• Your task:
Skip the images. Copy the records exactly as written.

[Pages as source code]
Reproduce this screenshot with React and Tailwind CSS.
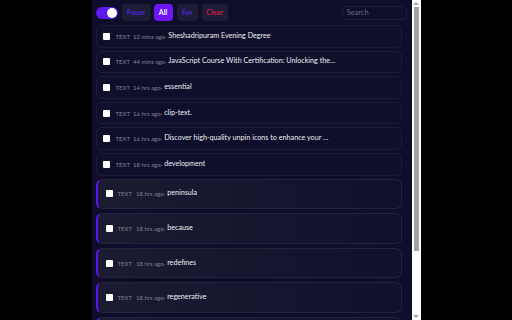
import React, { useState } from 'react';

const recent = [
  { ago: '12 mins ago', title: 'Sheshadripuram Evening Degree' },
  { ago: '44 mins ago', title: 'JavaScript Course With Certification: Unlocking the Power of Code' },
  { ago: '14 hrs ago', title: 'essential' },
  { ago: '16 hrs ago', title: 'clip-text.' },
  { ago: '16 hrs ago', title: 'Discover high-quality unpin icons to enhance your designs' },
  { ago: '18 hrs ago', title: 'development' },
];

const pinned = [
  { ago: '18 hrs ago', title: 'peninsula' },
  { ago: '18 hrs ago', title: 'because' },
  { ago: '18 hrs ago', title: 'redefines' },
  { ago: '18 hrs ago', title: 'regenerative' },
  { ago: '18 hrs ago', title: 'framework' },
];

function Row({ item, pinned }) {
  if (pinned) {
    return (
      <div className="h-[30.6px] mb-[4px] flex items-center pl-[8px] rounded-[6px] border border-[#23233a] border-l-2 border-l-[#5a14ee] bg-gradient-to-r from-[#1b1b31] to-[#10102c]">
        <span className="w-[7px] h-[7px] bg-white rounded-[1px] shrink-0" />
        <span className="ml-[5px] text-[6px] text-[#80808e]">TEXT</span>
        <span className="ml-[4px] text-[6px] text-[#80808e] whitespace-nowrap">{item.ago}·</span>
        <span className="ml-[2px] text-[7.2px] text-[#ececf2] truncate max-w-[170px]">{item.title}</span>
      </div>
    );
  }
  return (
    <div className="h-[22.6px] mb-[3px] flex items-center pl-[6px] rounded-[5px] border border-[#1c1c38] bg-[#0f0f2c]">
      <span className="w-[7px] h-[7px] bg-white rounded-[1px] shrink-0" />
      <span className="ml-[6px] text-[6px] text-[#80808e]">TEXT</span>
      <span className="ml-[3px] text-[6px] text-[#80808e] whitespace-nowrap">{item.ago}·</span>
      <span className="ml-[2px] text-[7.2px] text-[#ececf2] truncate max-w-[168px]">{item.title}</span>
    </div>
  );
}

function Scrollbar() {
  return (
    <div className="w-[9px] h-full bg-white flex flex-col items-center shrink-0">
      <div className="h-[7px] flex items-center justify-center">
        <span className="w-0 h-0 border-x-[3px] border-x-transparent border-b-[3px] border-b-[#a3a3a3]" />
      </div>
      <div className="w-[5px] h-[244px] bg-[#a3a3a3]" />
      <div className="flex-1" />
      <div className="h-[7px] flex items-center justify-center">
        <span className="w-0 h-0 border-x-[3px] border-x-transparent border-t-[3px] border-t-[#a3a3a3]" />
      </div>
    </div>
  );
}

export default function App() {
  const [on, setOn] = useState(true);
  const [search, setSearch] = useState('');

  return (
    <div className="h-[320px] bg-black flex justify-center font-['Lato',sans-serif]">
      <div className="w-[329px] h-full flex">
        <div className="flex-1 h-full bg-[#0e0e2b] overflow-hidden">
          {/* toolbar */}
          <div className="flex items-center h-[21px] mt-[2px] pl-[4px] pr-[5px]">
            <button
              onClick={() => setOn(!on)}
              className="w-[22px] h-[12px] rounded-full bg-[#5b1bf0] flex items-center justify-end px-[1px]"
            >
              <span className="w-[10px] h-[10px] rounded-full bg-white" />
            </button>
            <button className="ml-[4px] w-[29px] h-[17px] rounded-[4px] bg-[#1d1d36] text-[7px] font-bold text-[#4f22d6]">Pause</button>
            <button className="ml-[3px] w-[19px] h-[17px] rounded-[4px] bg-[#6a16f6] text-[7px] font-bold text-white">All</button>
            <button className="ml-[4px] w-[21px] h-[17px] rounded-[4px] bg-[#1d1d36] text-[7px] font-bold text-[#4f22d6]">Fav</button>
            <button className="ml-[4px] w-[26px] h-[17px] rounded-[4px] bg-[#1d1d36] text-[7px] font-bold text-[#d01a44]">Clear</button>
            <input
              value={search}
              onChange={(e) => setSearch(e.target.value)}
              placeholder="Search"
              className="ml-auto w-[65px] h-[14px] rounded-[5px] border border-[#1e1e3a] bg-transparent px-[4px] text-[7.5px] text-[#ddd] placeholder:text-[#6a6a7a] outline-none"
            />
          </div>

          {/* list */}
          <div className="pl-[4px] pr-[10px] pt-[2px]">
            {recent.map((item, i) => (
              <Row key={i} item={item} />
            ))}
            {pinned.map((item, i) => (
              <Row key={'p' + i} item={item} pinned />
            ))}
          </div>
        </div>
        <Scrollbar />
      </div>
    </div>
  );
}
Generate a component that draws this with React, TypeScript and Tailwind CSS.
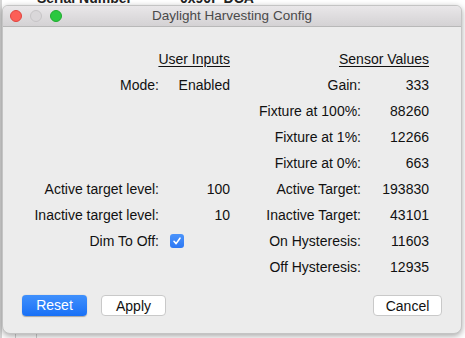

• Task output:
Reproduce this screenshot with React and Tailwind CSS.
import React, { useState } from 'react';

const recent = [
  { ago: '12 mins ago', title: 'Sheshadripuram Evening Degree' },
  { ago: '44 mins ago', title: 'JavaScript Course With Certification: Unlocking the Power of Code' },
  { ago: '14 hrs ago', title: 'essential' },
  { ago: '16 hrs ago', title: 'clip-text.' },
  { ago: '16 hrs ago', title: 'Discover high-quality unpin icons to enhance your designs' },
  { ago: '18 hrs ago', title: 'development' },
];

const pinned = [
  { ago: '18 hrs ago', title: 'peninsula' },
  { ago: '18 hrs ago', title: 'because' },
  { ago: '18 hrs ago', title: 'redefines' },
  { ago: '18 hrs ago', title: 'regenerative' },
  { ago: '18 hrs ago', title: 'framework' },
];

function Row({ item, pinned }) {
  if (pinned) {
    return (
      <div className="h-[30.6px] mb-[4px] flex items-center pl-[8px] rounded-[6px] border border-[#23233a] border-l-2 border-l-[#5a14ee] bg-gradient-to-r from-[#1b1b31] to-[#10102c]">
        <span className="w-[7px] h-[7px] bg-white rounded-[1px] shrink-0" />
        <span className="ml-[5px] text-[6px] text-[#80808e]">TEXT</span>
        <span className="ml-[4px] text-[6px] text-[#80808e] whitespace-nowrap">{item.ago}·</span>
        <span className="ml-[2px] text-[7.2px] text-[#ececf2] truncate max-w-[170px]">{item.title}</span>
      </div>
    );
  }
  return (
    <div className="h-[22.6px] mb-[3px] flex items-center pl-[6px] rounded-[5px] border border-[#1c1c38] bg-[#0f0f2c]">
      <span className="w-[7px] h-[7px] bg-white rounded-[1px] shrink-0" />
      <span className="ml-[6px] text-[6px] text-[#80808e]">TEXT</span>
      <span className="ml-[3px] text-[6px] text-[#80808e] whitespace-nowrap">{item.ago}·</span>
      <span className="ml-[2px] text-[7.2px] text-[#ececf2] truncate max-w-[168px]">{item.title}</span>
    </div>
  );
}

function Scrollbar() {
  return (
    <div className="w-[9px] h-full bg-white flex flex-col items-center shrink-0">
      <div className="h-[7px] flex items-center justify-center">
        <span className="w-0 h-0 border-x-[3px] border-x-transparent border-b-[3px] border-b-[#a3a3a3]" />
      </div>
      <div className="w-[5px] h-[244px] bg-[#a3a3a3]" />
      <div className="flex-1" />
      <div className="h-[7px] flex items-center justify-center">
        <span className="w-0 h-0 border-x-[3px] border-x-transparent border-t-[3px] border-t-[#a3a3a3]" />
      </div>
    </div>
  );
}

export default function App() {
  const [on, setOn] = useState(true);
  const [search, setSearch] = useState('');

  return (
    <div className="h-[320px] bg-black flex justify-center font-['Lato',sans-serif]">
      <div className="w-[329px] h-full flex">
        <div className="flex-1 h-full bg-[#0e0e2b] overflow-hidden">
          {/* toolbar */}
          <div className="flex items-center h-[21px] mt-[2px] pl-[4px] pr-[5px]">
            <button
              onClick={() => setOn(!on)}
              className="w-[22px] h-[12px] rounded-full bg-[#5b1bf0] flex items-center justify-end px-[1px]"
            >
              <span className="w-[10px] h-[10px] rounded-full bg-white" />
            </button>
            <button className="ml-[4px] w-[29px] h-[17px] rounded-[4px] bg-[#1d1d36] text-[7px] font-bold text-[#4f22d6]">Pause</button>
            <button className="ml-[3px] w-[19px] h-[17px] rounded-[4px] bg-[#6a16f6] text-[7px] font-bold text-white">All</button>
            <button className="ml-[4px] w-[21px] h-[17px] rounded-[4px] bg-[#1d1d36] text-[7px] font-bold text-[#4f22d6]">Fav</button>
            <button className="ml-[4px] w-[26px] h-[17px] rounded-[4px] bg-[#1d1d36] text-[7px] font-bold text-[#d01a44]">Clear</button>
            <input
              value={search}
              onChange={(e) => setSearch(e.target.value)}
              placeholder="Search"
              className="ml-auto w-[65px] h-[14px] rounded-[5px] border border-[#1e1e3a] bg-transparent px-[4px] text-[7.5px] text-[#ddd] placeholder:text-[#6a6a7a] outline-none"
            />
          </div>

          {/* list */}
          <div className="pl-[4px] pr-[10px] pt-[2px]">
            {recent.map((item, i) => (
              <Row key={i} item={item} />
            ))}
            {pinned.map((item, i) => (
              <Row key={'p' + i} item={item} pinned />
            ))}
          </div>
        </div>
        <Scrollbar />
      </div>
    </div>
  );
}
Generate a component that draws this with React, TypeScript and Tailwind CSS.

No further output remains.